— START Listing —

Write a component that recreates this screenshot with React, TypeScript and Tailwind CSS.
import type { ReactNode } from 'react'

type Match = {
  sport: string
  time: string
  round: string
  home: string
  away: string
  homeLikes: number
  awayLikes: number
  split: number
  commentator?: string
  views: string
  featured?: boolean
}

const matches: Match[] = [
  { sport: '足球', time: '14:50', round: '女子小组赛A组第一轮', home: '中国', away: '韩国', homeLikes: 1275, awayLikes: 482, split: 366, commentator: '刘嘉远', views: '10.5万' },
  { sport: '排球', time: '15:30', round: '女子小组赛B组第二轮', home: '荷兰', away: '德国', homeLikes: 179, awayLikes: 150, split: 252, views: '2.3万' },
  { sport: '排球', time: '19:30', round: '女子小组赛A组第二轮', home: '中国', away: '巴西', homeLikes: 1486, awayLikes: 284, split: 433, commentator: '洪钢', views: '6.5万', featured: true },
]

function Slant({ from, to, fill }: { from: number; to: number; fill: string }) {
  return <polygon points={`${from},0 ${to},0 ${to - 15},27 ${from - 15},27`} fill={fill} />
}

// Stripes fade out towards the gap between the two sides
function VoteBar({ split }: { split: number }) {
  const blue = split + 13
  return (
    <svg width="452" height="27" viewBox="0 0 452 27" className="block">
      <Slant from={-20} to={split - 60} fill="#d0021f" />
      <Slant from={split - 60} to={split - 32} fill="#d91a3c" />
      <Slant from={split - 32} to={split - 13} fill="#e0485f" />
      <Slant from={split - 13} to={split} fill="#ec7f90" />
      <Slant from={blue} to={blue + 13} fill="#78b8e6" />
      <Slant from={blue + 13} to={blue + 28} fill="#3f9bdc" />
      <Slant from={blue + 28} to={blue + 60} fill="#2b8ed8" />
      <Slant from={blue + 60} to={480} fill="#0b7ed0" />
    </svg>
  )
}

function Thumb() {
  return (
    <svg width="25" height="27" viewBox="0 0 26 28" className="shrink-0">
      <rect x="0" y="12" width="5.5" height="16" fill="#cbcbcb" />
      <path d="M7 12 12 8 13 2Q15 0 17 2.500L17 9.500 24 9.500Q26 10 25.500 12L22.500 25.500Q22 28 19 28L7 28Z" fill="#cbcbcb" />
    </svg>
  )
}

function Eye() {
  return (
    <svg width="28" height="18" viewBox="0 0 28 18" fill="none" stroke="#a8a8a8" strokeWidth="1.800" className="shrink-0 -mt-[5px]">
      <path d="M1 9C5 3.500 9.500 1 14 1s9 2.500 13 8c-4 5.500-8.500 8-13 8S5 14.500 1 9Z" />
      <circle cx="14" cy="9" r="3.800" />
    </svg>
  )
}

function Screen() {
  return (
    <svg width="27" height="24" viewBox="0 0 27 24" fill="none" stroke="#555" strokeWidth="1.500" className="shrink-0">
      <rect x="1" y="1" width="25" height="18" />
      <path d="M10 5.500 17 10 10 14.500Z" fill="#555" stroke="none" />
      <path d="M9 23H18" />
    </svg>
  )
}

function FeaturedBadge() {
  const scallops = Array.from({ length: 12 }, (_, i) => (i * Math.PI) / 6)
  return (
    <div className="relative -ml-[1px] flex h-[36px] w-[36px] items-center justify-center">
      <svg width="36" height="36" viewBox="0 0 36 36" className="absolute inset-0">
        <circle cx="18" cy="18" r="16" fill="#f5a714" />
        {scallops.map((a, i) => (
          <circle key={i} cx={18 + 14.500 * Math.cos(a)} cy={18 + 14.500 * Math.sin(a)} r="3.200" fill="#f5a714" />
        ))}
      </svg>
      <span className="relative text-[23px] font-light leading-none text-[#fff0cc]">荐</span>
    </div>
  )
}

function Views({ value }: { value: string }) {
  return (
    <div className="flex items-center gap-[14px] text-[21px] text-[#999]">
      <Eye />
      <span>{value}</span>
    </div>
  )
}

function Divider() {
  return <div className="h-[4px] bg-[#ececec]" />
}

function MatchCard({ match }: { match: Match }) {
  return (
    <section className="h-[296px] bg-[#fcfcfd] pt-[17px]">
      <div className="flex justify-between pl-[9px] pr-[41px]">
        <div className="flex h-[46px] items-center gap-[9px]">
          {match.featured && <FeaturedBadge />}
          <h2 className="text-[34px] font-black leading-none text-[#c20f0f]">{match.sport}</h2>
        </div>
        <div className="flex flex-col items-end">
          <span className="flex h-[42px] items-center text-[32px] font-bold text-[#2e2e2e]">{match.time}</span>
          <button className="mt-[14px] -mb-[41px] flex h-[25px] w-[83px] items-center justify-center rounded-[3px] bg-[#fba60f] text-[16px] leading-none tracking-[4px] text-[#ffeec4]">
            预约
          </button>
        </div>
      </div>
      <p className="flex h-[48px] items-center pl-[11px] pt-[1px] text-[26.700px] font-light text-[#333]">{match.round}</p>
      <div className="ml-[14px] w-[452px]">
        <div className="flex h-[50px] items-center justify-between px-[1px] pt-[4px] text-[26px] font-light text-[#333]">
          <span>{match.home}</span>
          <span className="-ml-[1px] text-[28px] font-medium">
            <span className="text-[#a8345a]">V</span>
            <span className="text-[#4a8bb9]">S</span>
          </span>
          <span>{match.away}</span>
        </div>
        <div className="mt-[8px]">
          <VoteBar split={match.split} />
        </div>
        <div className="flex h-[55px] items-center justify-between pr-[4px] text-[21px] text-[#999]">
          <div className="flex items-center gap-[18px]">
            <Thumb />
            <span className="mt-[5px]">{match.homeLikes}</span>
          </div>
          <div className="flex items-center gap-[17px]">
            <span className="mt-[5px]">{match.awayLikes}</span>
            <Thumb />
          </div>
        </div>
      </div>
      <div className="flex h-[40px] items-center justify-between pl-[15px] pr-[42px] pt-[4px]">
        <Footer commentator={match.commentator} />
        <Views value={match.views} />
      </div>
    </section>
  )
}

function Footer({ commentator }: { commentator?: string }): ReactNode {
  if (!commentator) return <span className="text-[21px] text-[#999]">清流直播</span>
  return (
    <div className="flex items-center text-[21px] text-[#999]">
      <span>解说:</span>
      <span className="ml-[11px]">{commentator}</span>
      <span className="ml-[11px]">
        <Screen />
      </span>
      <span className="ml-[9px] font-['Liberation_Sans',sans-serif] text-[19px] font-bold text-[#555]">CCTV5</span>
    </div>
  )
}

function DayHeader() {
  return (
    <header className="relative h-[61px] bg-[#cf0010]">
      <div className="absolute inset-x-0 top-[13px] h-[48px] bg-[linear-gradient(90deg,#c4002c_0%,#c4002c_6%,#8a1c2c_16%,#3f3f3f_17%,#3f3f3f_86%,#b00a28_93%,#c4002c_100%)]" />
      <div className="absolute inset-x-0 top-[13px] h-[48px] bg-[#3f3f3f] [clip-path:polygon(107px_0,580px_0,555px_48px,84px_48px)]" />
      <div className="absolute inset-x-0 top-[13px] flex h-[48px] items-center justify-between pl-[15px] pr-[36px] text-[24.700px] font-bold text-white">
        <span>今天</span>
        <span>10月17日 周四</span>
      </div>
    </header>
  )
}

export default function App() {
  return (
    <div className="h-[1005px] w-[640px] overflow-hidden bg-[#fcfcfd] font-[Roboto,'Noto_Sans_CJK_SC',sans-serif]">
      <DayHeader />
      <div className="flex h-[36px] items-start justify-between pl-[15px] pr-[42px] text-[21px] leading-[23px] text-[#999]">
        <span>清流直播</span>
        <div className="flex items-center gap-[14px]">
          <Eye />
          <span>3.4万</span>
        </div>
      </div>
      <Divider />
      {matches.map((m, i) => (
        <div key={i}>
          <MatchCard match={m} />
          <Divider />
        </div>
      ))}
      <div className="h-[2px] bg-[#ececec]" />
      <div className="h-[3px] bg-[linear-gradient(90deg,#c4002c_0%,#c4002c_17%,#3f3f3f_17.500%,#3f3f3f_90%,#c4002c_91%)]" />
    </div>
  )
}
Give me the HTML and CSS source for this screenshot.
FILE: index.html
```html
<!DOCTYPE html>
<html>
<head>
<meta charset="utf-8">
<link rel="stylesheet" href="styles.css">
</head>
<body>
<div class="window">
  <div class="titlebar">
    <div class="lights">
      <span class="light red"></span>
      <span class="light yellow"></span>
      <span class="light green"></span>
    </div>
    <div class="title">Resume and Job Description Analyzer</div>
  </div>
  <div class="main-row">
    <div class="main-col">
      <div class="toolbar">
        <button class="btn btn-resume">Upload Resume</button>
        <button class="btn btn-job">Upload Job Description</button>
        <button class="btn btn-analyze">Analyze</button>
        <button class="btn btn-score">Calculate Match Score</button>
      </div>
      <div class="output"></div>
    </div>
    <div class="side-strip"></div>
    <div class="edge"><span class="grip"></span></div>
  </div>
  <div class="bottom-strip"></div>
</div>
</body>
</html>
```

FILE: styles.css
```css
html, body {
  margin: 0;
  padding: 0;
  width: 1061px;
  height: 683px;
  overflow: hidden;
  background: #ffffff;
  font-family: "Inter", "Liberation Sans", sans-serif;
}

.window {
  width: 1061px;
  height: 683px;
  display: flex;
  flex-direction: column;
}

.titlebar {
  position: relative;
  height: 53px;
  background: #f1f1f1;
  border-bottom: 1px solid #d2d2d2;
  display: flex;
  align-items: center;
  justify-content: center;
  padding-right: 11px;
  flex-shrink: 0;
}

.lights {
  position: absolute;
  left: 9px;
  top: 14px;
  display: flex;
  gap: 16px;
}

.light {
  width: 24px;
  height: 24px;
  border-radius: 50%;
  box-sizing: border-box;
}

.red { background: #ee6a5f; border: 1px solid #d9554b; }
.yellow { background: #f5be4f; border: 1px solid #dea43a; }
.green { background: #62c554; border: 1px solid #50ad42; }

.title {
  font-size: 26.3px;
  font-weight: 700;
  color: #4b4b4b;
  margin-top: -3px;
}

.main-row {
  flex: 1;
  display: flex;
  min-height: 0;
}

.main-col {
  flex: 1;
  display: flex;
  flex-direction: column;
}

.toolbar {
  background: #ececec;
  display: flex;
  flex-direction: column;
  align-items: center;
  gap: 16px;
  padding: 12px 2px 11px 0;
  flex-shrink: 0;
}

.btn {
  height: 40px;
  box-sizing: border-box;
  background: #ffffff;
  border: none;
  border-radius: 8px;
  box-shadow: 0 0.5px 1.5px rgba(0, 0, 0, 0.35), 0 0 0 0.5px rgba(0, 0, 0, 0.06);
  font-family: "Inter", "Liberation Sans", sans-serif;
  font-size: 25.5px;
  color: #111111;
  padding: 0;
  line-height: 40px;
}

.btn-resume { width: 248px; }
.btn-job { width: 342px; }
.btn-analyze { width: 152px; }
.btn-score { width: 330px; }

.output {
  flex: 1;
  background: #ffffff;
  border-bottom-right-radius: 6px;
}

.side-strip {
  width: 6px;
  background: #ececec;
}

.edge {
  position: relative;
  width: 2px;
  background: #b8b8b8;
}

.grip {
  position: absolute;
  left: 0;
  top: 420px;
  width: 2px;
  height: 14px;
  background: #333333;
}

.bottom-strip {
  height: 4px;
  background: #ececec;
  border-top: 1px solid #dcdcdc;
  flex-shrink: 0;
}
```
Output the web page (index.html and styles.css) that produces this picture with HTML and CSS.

— END Listing —

**Task statement**
Count the lines above that contain the word "screenshot". Give only the number.

**Solution to the problem**
2